Difícil encontrar, en almacenes de distintas marcas, el modelo clásico que siempre llevo.

Para mi sorpresa, recorriendo muchos puntos de venta, todos eran desteñidos, prearrugados o vueltos harapos, con rotos por todas partes, algunos, incluso, con apariencia de estar sucios.

Lo curioso es que, cuanto más sanos y, por supuesto, más garantía de duración, eran menos costosos. Mi bluyín clásico, tan buscado, valió 62.900 pesos.

Los había de la misma marca y la misma tela, ya ultrajada por las máquinas, pero con un costo de 220.800 pesos.
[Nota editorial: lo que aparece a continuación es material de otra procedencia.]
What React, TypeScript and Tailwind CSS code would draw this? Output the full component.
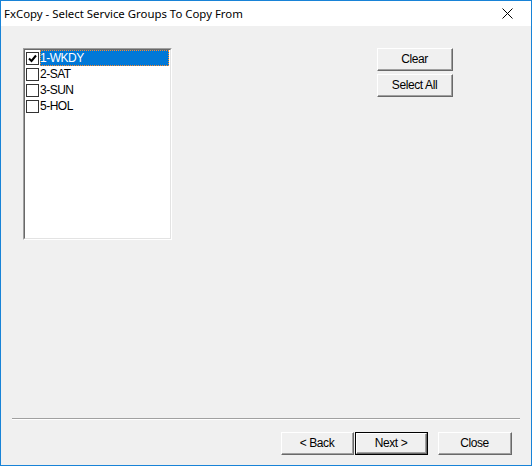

Y me pregunto con curiosidad dónde empieza aquella insinuación, a quién se le ocurrió eso de imponer la moda de la ropa ultrajada.

¿Se le ocurriría a Michael Jackson en su famoso Thriller, o tal vez a Lady Gaga en uno de sus conciertos; o fue Shakira una de las primeras en ponderar la fantasía de sus caderas con el recurso del bluyín roto?

Los expertos sabrán dónde está el indicio de esta propuesta de avanzada.

Tengo enorme curiosidad también por saber y entender cuál es el criterio estético y de comodidad que hay detrás de esa moda que lleva largo rato de vigencia.

Recuerdo, hace ya muchos años, que en algunos puntos de venta de una marca reconocida recibían los bluyines viejos como parte de pago de los que queríamos adquirir.

¿Cuál era el destino de la ropa ultrajada que entregábamos? ¿Evitábamos, de pronto, un tramo de las máquinas, y hacíamos menos costoso el proceso de envejecimiento?

Pienso, veinte años hacia el futuro, si ocurrirá un fenómeno de percepción similar al que ahora tenemos con sorpresa, de cómo en algún tiempo eran el último grito las desproporcionadas botacampana en terlete que nos alteraban el paso regular, una propuesta que ahora es motivo de risa y disfraz.

¿Qué pasará en veinte años cuando recordemos los pantalones rotos que utilizábamos en los inicios del año 2000 como la moda más chic?

Definitivamente, es el poder irracional de la moda y la marca.

Parece que nos vestimos, más con el prestigio y la satisfacción de estar a tono de la usanza, que con la calidad y la comodidad.

Y con esta curiosidad me llega una preocupación de nivel superior: ¿será que esta percepción de la moda y los bluyines rotos no se da sólo en el vestir, sino también en los esquemas de arte que se estilan, en los modelos de pensamiento que se vuelven vanguardia, en los esquemas económicos que se imponen?

Como buen propósito para el 2012 valdría la pena revisar esos paradigmas que nos ha incrustado la cultura y que no hemos puesto en cuestión.